**Task requirements**
Copy out the records in full, word for word, without pictures.
===== Dataset excerpts
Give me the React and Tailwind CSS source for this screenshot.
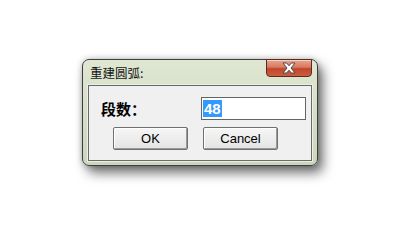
import React from "react";

const CJK = { fontFamily: '"Noto Sans CJK SC", "Noto Sans", sans-serif' };
const SANS = { fontFamily: '"Liberation Sans", Arial, sans-serif' };

function CloseX() {
  return (
    <svg width="16" height="12" viewBox="0 0 16 12">
      <path
        d="M2 1 L5.6 1 L8 3.8 L10.4 1 L14 1 L10 6 L14 11 L10.4 11 L8 8.2 L5.6 11 L2 11 L6 6 Z"
        fill="#ffffff"
        stroke="#4a4a4a"
        strokeWidth="1"
        strokeLinejoin="round"
      />
    </svg>
  );
}

function Btn({ children }) {
  return (
    <div className="w-[75px] h-[23px] border border-[#707070] rounded-[2px] bg-[linear-gradient(#f6f6f6,#e4e4e4)] shadow-[inset_-1px_-1px_0_#9a9a9a,inset_1px_1px_0_#ffffff] flex items-center justify-center text-[13px] text-black" style={SANS}>
      {children}
    </div>
  );
}

export default function App() {
  return (
    <div className="w-[399px] h-[216px] bg-white overflow-hidden pl-[82px] pt-[59px]">
      <div className="w-[236px] h-[107px] rounded-[7px] border border-[#3e3e3e] bg-[linear-gradient(#dfe7d3,#cbd6bc)] shadow-[5px_7px_12px_rgba(0,0,0,0.55),0_0_6px_rgba(0,0,0,0.25)] flex flex-col relative">
        <div className="h-[25px] flex items-start justify-between pl-[7px] pr-[5px]">
          <div className="text-[12.5px] leading-none mt-[7px] text-[#141414]" style={CJK}>重建圆弧:</div>
          <div className="w-[46px] h-[18px] -mt-[1px] rounded-b-[4px] border border-[#5a2a1e] bg-[linear-gradient(#e8a690_0%,#d8785e_45%,#c2442a_55%,#cc5e40_100%)] flex items-center justify-center shadow-[inset_0_1px_0_rgba(255,255,255,0.5)]">
            <CloseX />
          </div>
        </div>
        <div className="mx-[5px] h-[76px] border border-[#6a6a6a] bg-[#f0f0f0] shadow-[0_0_0_1px_#eaf0e2] flex flex-col">
          <div className="flex items-center mt-[11px] h-[23px]">
            <div className="ml-[12px] w-[100px] text-[15px] font-bold leading-none text-black" style={CJK}>段数：</div>
            <div className="w-[105px] h-[23px] border border-[#646464] bg-white flex items-center pl-[1px]">
              <span className="bg-[#3399ff] text-white text-[15px] font-bold leading-[17px] px-[1px]" style={SANS}>48</span>
            </div>
          </div>
          <div className="flex mt-[7px] pl-[24px] gap-[15px]">
            <Btn>OK</Btn>
            <Btn>Cancel</Btn>
          </div>
        </div>
      </div>
    </div>
  );
}
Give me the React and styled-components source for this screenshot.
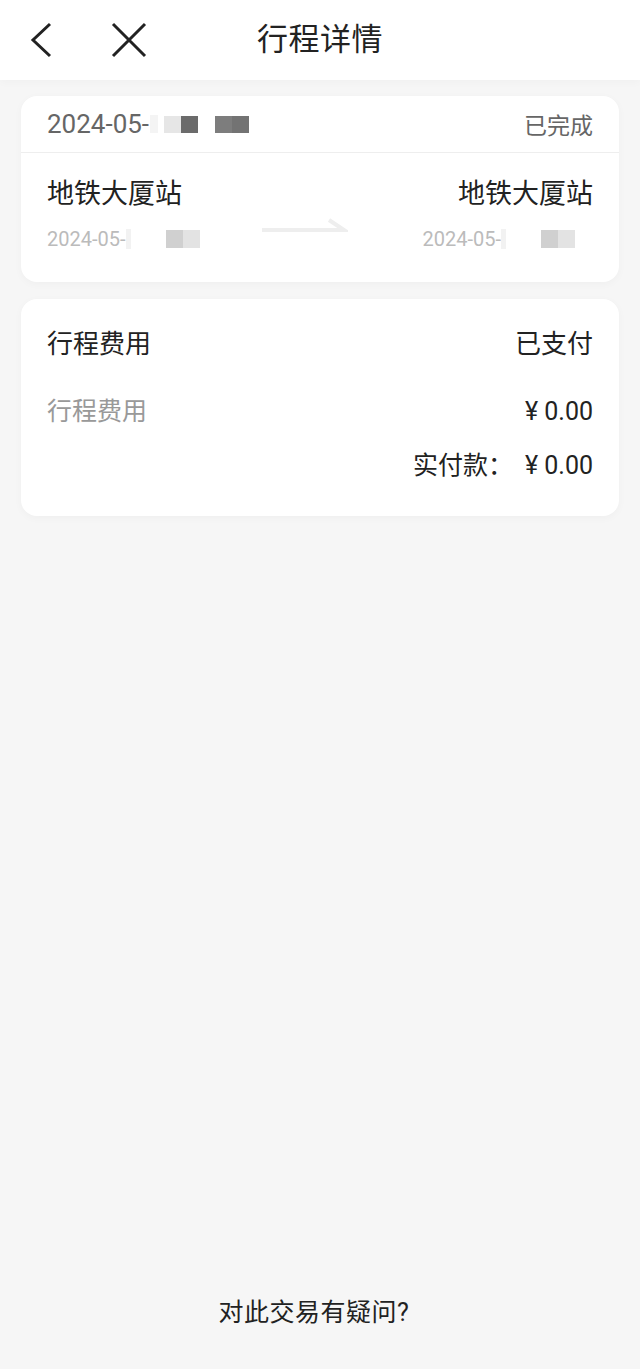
==========
**Expected answer**
Give me the React and Tailwind CSS source for this screenshot.
import React from "react";

const CJK = { fontFamily: '"Noto Sans CJK SC", "Noto Sans", sans-serif' };
const SANS = { fontFamily: '"Liberation Sans", Arial, sans-serif' };

function CloseX() {
  return (
    <svg width="16" height="12" viewBox="0 0 16 12">
      <path
        d="M2 1 L5.6 1 L8 3.8 L10.4 1 L14 1 L10 6 L14 11 L10.4 11 L8 8.2 L5.6 11 L2 11 L6 6 Z"
        fill="#ffffff"
        stroke="#4a4a4a"
        strokeWidth="1"
        strokeLinejoin="round"
      />
    </svg>
  );
}

function Btn({ children }) {
  return (
    <div className="w-[75px] h-[23px] border border-[#707070] rounded-[2px] bg-[linear-gradient(#f6f6f6,#e4e4e4)] shadow-[inset_-1px_-1px_0_#9a9a9a,inset_1px_1px_0_#ffffff] flex items-center justify-center text-[13px] text-black" style={SANS}>
      {children}
    </div>
  );
}

export default function App() {
  return (
    <div className="w-[399px] h-[216px] bg-white overflow-hidden pl-[82px] pt-[59px]">
      <div className="w-[236px] h-[107px] rounded-[7px] border border-[#3e3e3e] bg-[linear-gradient(#dfe7d3,#cbd6bc)] shadow-[5px_7px_12px_rgba(0,0,0,0.55),0_0_6px_rgba(0,0,0,0.25)] flex flex-col relative">
        <div className="h-[25px] flex items-start justify-between pl-[7px] pr-[5px]">
          <div className="text-[12.5px] leading-none mt-[7px] text-[#141414]" style={CJK}>重建圆弧:</div>
          <div className="w-[46px] h-[18px] -mt-[1px] rounded-b-[4px] border border-[#5a2a1e] bg-[linear-gradient(#e8a690_0%,#d8785e_45%,#c2442a_55%,#cc5e40_100%)] flex items-center justify-center shadow-[inset_0_1px_0_rgba(255,255,255,0.5)]">
            <CloseX />
          </div>
        </div>
        <div className="mx-[5px] h-[76px] border border-[#6a6a6a] bg-[#f0f0f0] shadow-[0_0_0_1px_#eaf0e2] flex flex-col">
          <div className="flex items-center mt-[11px] h-[23px]">
            <div className="ml-[12px] w-[100px] text-[15px] font-bold leading-none text-black" style={CJK}>段数：</div>
            <div className="w-[105px] h-[23px] border border-[#646464] bg-white flex items-center pl-[1px]">
              <span className="bg-[#3399ff] text-white text-[15px] font-bold leading-[17px] px-[1px]" style={SANS}>48</span>
            </div>
          </div>
          <div className="flex mt-[7px] pl-[24px] gap-[15px]">
            <Btn>OK</Btn>
            <Btn>Cancel</Btn>
          </div>
        </div>
      </div>
    </div>
  );
}
Give me the React and styled-components source for this screenshot.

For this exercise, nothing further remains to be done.